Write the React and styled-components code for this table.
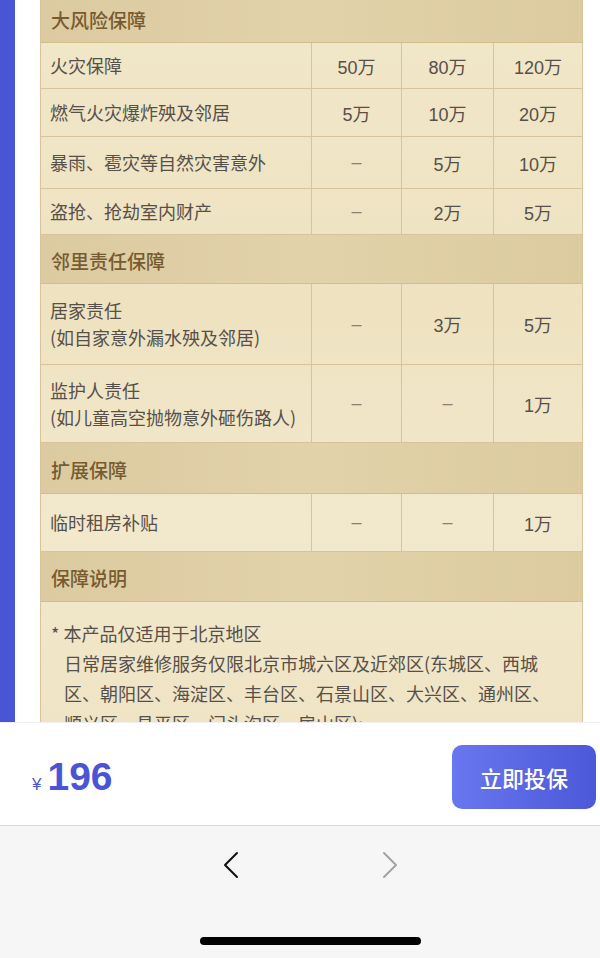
import React from 'react'
import styled, { createGlobalStyle } from 'styled-components'

const GlobalStyle = createGlobalStyle`
  html, body {
    margin: 0;
    padding: 0;
    background: #ffffff;
  }
  body {
    font-family: "Noto Sans CJK SC", "Noto Sans", "Liberation Sans", sans-serif;
  }
`

const sections = [
  {
    title: '大风险保障',
    h: 49,
    rows: [
      { label: '火灾保障', vals: ['50万', '80万', '120万'], h: 46 },
      { label: '燃气火灾爆炸殃及邻居', vals: ['5万', '10万', '20万'], h: 48 },
      { label: '暴雨、雹灾等自然灾害意外', vals: ['–', '5万', '10万'], h: 52 },
      { label: '盗抢、抢劫室内财产', vals: ['–', '2万', '5万'], h: 46 },
    ],
  },
  {
    title: '邻里责任保障',
    h: 49,
    rows: [
      { label: '居家责任', sub: '(如自家意外漏水殃及邻居)', vals: ['–', '3万', '5万'], h: 81 },
      { label: '监护人责任', sub: '(如儿童高空抛物意外砸伤路人)', vals: ['–', '–', '1万'], h: 78 },
    ],
  },
  {
    title: '扩展保障',
    h: 51,
    rows: [{ label: '临时租房补贴', vals: ['–', '–', '1万'], h: 58 }],
  },
]

const notes = [
  '* 本产品仅适用于北京地区',
  '日常居家维修服务仅限北京市城六区及近郊区(东城区、西城',
  '区、朝阳区、海淀区、丰台区、石景山区、大兴区、通州区、',
  '顺义区、昌平区、门头沟区、房山区);',
]

const App = () => {
  return (
    <Page>
      <GlobalStyle />
      <Viewport>
        <SideStrip />
        <Content>
          <Table>
            {sections.map(sec => (
              <React.Fragment key={sec.title}>
                <SectionHead h={sec.h}>{sec.title}</SectionHead>
                {sec.rows.map(row => (
                  <React.Fragment key={row.label}>
                    <LabelCell h={row.h}>
                      <span>{row.label}</span>
                      {row.sub && <span>{row.sub}</span>}
                    </LabelCell>
                    {row.vals.map((v, i) => (
                      <ValueCell key={i} h={row.h} dash={v === '–'} last={i === 2}>
                        {v}
                      </ValueCell>
                    ))}
                  </React.Fragment>
                ))}
              </React.Fragment>
            ))}
            <SectionHead h={50}>保障说明</SectionHead>
            <Notes>
              {notes.map((n, i) => (
                <NoteLine key={i} indent={i > 0}>{n}</NoteLine>
              ))}
            </Notes>
          </Table>
        </Content>
      </Viewport>

      <BuyBar>
        <Price>
          <Currency>¥</Currency>
          <Amount>196</Amount>
        </Price>
        <BuyButton>立即投保</BuyButton>
      </BuyBar>

      <BrowserBar>
        <NavRow>
          <NavArrow>
            <svg width="18" height="28" viewBox="0 0 18 28" fill="none">
              <path d="M15 2 L3 14 L15 26" stroke="#111" strokeWidth="2" strokeLinecap="round" strokeLinejoin="round" />
            </svg>
          </NavArrow>
          <NavArrow>
            <svg width="18" height="28" viewBox="0 0 18 28" fill="none">
              <path d="M3 2 L15 14 L3 26" stroke="#a3a3a3" strokeWidth="2" strokeLinecap="round" strokeLinejoin="round" />
            </svg>
          </NavArrow>
        </NavRow>
        <HomeIndicator />
      </BrowserBar>
    </Page>
  )
}

const Page = styled.div`
  width: 600px;
  height: 958px;
  display: flex;
  flex-direction: column;
  overflow: hidden;
`

const Viewport = styled.div`
  height: 722px;
  display: flex;
  flex-direction: row;
  overflow: hidden;
  flex-shrink: 0;
`

const SideStrip = styled.div`
  width: 15px;
  background: #4a55d6;
  flex-shrink: 0;
`

const Content = styled.div`
  flex: 1;
  padding: 0 19px 0 25px;
  background: #ffffff;
`

const Table = styled.div`
  margin-top: -6px;
  display: grid;
  grid-template-columns: 271px 90px 92px 88px;
  background: linear-gradient(180deg, #f1e7ca 0%, #eee2c0 40%, #f2e8cc 70%, #efe3c3 100%);
  border-left: 1px solid #d8c49a;
  border-right: 1px solid #d8c49a;
  box-sizing: border-box;
`

const SectionHead = styled.div`
  grid-column: 1 / -1;
  height: ${p => p.h}px;
  box-sizing: border-box;
  display: flex;
  align-items: center;
  padding: 2px 0 0 10px;
  background: linear-gradient(90deg, #dccaa0 0%, #e2d2aa 50%, #dccb9f 100%);
  color: #765b30;
  font-size: 19px;
  font-weight: 500;
  border-bottom: 1px solid #d3bd8f;
`

const LabelCell = styled.div`
  height: ${p => p.h}px;
  box-sizing: border-box;
  display: flex;
  flex-direction: column;
  justify-content: center;
  padding-left: 9px;
  color: #57504a;
  font-size: 18px;
  line-height: 27px;
  border-right: 1px solid #d8c49a;
  border-bottom: 1px solid #d8c49a;
  white-space: nowrap;
`

const ValueCell = styled.div`
  height: ${p => p.h}px;
  box-sizing: border-box;
  display: flex;
  align-items: center;
  justify-content: center;
  color: ${p => (p.dash ? '#8b8172' : '#57504a')};
  font-family: "Liberation Sans", "Noto Sans CJK SC", sans-serif;
  font-size: 18px;
  border-right: ${p => (p.last ? 'none' : '1px solid #d8c49a')};
  border-bottom: 1px solid #d8c49a;
`

const Notes = styled.div`
  grid-column: 1 / -1;
  padding: 16px 0 20px 10px;
  color: #55504a;
  font-size: 18px;
  line-height: 30px;
`

const NoteLine = styled.div`
  padding-left: ${p => (p.indent ? '13px' : '0')};
  white-space: nowrap;
`

const BuyBar = styled.div`
  height: 104px;
  flex-shrink: 0;
  box-sizing: border-box;
  display: flex;
  align-items: center;
  justify-content: space-between;
  padding: 0 4px 0 32px;
  background: #ffffff;
  border-top: 1px solid #eeeeee;
  border-bottom: 1px solid #d9d9d9;
`

const Price = styled.div`
  display: flex;
  align-items: baseline;
  margin-top: 6px;
  color: #4a55d6;
  font-family: "Liberation Sans", sans-serif;
`

const Currency = styled.span`
  font-size: 17px;
  margin-right: 6px;
`

const Amount = styled.span`
  font-size: 39px;
  font-weight: 700;
`

const BuyButton = styled.button`
  width: 144px;
  height: 64px;
  border: none;
  border-radius: 10px;
  background: linear-gradient(90deg, #6877ef 0%, #4c58d8 100%);
  color: #ffffff;
  font-family: "Noto Sans CJK SC", sans-serif;
  font-size: 22px;
  font-weight: 500;
  margin-top: 6px;
`

const BrowserBar = styled.div`
  flex: 1;
  background: #f6f6f6;
  display: flex;
  flex-direction: column;
  align-items: center;
`

const NavRow = styled.div`
  display: flex;
  gap: 141px;
  margin-top: 25px;
  margin-left: 21px;
`

const NavArrow = styled.div`
  width: 18px;
  height: 28px;
  display: flex;
`

const HomeIndicator = styled.div`
  width: 221px;
  height: 8px;
  border-radius: 4px;
  background: #000000;
  margin-top: 58px;
  margin-left: 21px;
`

export default App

::::::::

● EXERCISE REQUIREMENTS
Would you return the data exactly as written, without the pictures?

● WRITTEN ANSWER
Write the React and styled-components code for this table.
import React from 'react'
import styled, { createGlobalStyle } from 'styled-components'

const GlobalStyle = createGlobalStyle`
  html, body {
    margin: 0;
    padding: 0;
    background: #ffffff;
  }
  body {
    font-family: "Noto Sans CJK SC", "Noto Sans", "Liberation Sans", sans-serif;
  }
`

const sections = [
  {
    title: '大风险保障',
    h: 49,
    rows: [
      { label: '火灾保障', vals: ['50万', '80万', '120万'], h: 46 },
      { label: '燃气火灾爆炸殃及邻居', vals: ['5万', '10万', '20万'], h: 48 },
      { label: '暴雨、雹灾等自然灾害意外', vals: ['–', '5万', '10万'], h: 52 },
      { label: '盗抢、抢劫室内财产', vals: ['–', '2万', '5万'], h: 46 },
    ],
  },
  {
    title: '邻里责任保障',
    h: 49,
    rows: [
      { label: '居家责任', sub: '(如自家意外漏水殃及邻居)', vals: ['–', '3万', '5万'], h: 81 },
      { label: '监护人责任', sub: '(如儿童高空抛物意外砸伤路人)', vals: ['–', '–', '1万'], h: 78 },
    ],
  },
  {
    title: '扩展保障',
    h: 51,
    rows: [{ label: '临时租房补贴', vals: ['–', '–', '1万'], h: 58 }],
  },
]

const notes = [
  '* 本产品仅适用于北京地区',
  '日常居家维修服务仅限北京市城六区及近郊区(东城区、西城',
  '区、朝阳区、海淀区、丰台区、石景山区、大兴区、通州区、',
  '顺义区、昌平区、门头沟区、房山区);',
]

const App = () => {
  return (
    <Page>
      <GlobalStyle />
      <Viewport>
        <SideStrip />
        <Content>
          <Table>
            {sections.map(sec => (
              <React.Fragment key={sec.title}>
                <SectionHead h={sec.h}>{sec.title}</SectionHead>
                {sec.rows.map(row => (
                  <React.Fragment key={row.label}>
                    <LabelCell h={row.h}>
                      <span>{row.label}</span>
                      {row.sub && <span>{row.sub}</span>}
                    </LabelCell>
                    {row.vals.map((v, i) => (
                      <ValueCell key={i} h={row.h} dash={v === '–'} last={i === 2}>
                        {v}
                      </ValueCell>
                    ))}
                  </React.Fragment>
                ))}
              </React.Fragment>
            ))}
            <SectionHead h={50}>保障说明</SectionHead>
            <Notes>
              {notes.map((n, i) => (
                <NoteLine key={i} indent={i > 0}>{n}</NoteLine>
              ))}
            </Notes>
          </Table>
        </Content>
      </Viewport>

      <BuyBar>
        <Price>
          <Currency>¥</Currency>
          <Amount>196</Amount>
        </Price>
        <BuyButton>立即投保</BuyButton>
      </BuyBar>

      <BrowserBar>
        <NavRow>
          <NavArrow>
            <svg width="18" height="28" viewBox="0 0 18 28" fill="none">
              <path d="M15 2 L3 14 L15 26" stroke="#111" strokeWidth="2" strokeLinecap="round" strokeLinejoin="round" />
            </svg>
          </NavArrow>
          <NavArrow>
            <svg width="18" height="28" viewBox="0 0 18 28" fill="none">
              <path d="M3 2 L15 14 L3 26" stroke="#a3a3a3" strokeWidth="2" strokeLinecap="round" strokeLinejoin="round" />
            </svg>
          </NavArrow>
        </NavRow>
        <HomeIndicator />
      </BrowserBar>
    </Page>
  )
}

const Page = styled.div`
  width: 600px;
  height: 958px;
  display: flex;
  flex-direction: column;
  overflow: hidden;
`

const Viewport = styled.div`
  height: 722px;
  display: flex;
  flex-direction: row;
  overflow: hidden;
  flex-shrink: 0;
`

const SideStrip = styled.div`
  width: 15px;
  background: #4a55d6;
  flex-shrink: 0;
`

const Content = styled.div`
  flex: 1;
  padding: 0 19px 0 25px;
  background: #ffffff;
`

const Table = styled.div`
  margin-top: -6px;
  display: grid;
  grid-template-columns: 271px 90px 92px 88px;
  background: linear-gradient(180deg, #f1e7ca 0%, #eee2c0 40%, #f2e8cc 70%, #efe3c3 100%);
  border-left: 1px solid #d8c49a;
  border-right: 1px solid #d8c49a;
  box-sizing: border-box;
`

const SectionHead = styled.div`
  grid-column: 1 / -1;
  height: ${p => p.h}px;
  box-sizing: border-box;
  display: flex;
  align-items: center;
  padding: 2px 0 0 10px;
  background: linear-gradient(90deg, #dccaa0 0%, #e2d2aa 50%, #dccb9f 100%);
  color: #765b30;
  font-size: 19px;
  font-weight: 500;
  border-bottom: 1px solid #d3bd8f;
`

const LabelCell = styled.div`
  height: ${p => p.h}px;
  box-sizing: border-box;
  display: flex;
  flex-direction: column;
  justify-content: center;
  padding-left: 9px;
  color: #57504a;
  font-size: 18px;
  line-height: 27px;
  border-right: 1px solid #d8c49a;
  border-bottom: 1px solid #d8c49a;
  white-space: nowrap;
`

const ValueCell = styled.div`
  height: ${p => p.h}px;
  box-sizing: border-box;
  display: flex;
  align-items: center;
  justify-content: center;
  color: ${p => (p.dash ? '#8b8172' : '#57504a')};
  font-family: "Liberation Sans", "Noto Sans CJK SC", sans-serif;
  font-size: 18px;
  border-right: ${p => (p.last ? 'none' : '1px solid #d8c49a')};
  border-bottom: 1px solid #d8c49a;
`

const Notes = styled.div`
  grid-column: 1 / -1;
  padding: 16px 0 20px 10px;
  color: #55504a;
  font-size: 18px;
  line-height: 30px;
`

const NoteLine = styled.div`
  padding-left: ${p => (p.indent ? '13px' : '0')};
  white-space: nowrap;
`

const BuyBar = styled.div`
  height: 104px;
  flex-shrink: 0;
  box-sizing: border-box;
  display: flex;
  align-items: center;
  justify-content: space-between;
  padding: 0 4px 0 32px;
  background: #ffffff;
  border-top: 1px solid #eeeeee;
  border-bottom: 1px solid #d9d9d9;
`

const Price = styled.div`
  display: flex;
  align-items: baseline;
  margin-top: 6px;
  color: #4a55d6;
  font-family: "Liberation Sans", sans-serif;
`

const Currency = styled.span`
  font-size: 17px;
  margin-right: 6px;
`

const Amount = styled.span`
  font-size: 39px;
  font-weight: 700;
`

const BuyButton = styled.button`
  width: 144px;
  height: 64px;
  border: none;
  border-radius: 10px;
  background: linear-gradient(90deg, #6877ef 0%, #4c58d8 100%);
  color: #ffffff;
  font-family: "Noto Sans CJK SC", sans-serif;
  font-size: 22px;
  font-weight: 500;
  margin-top: 6px;
`

const BrowserBar = styled.div`
  flex: 1;
  background: #f6f6f6;
  display: flex;
  flex-direction: column;
  align-items: center;
`

const NavRow = styled.div`
  display: flex;
  gap: 141px;
  margin-top: 25px;
  margin-left: 21px;
`

const NavArrow = styled.div`
  width: 18px;
  height: 28px;
  display: flex;
`

const HomeIndicator = styled.div`
  width: 221px;
  height: 8px;
  border-radius: 4px;
  background: #000000;
  margin-top: 58px;
  margin-left: 21px;
`

export default App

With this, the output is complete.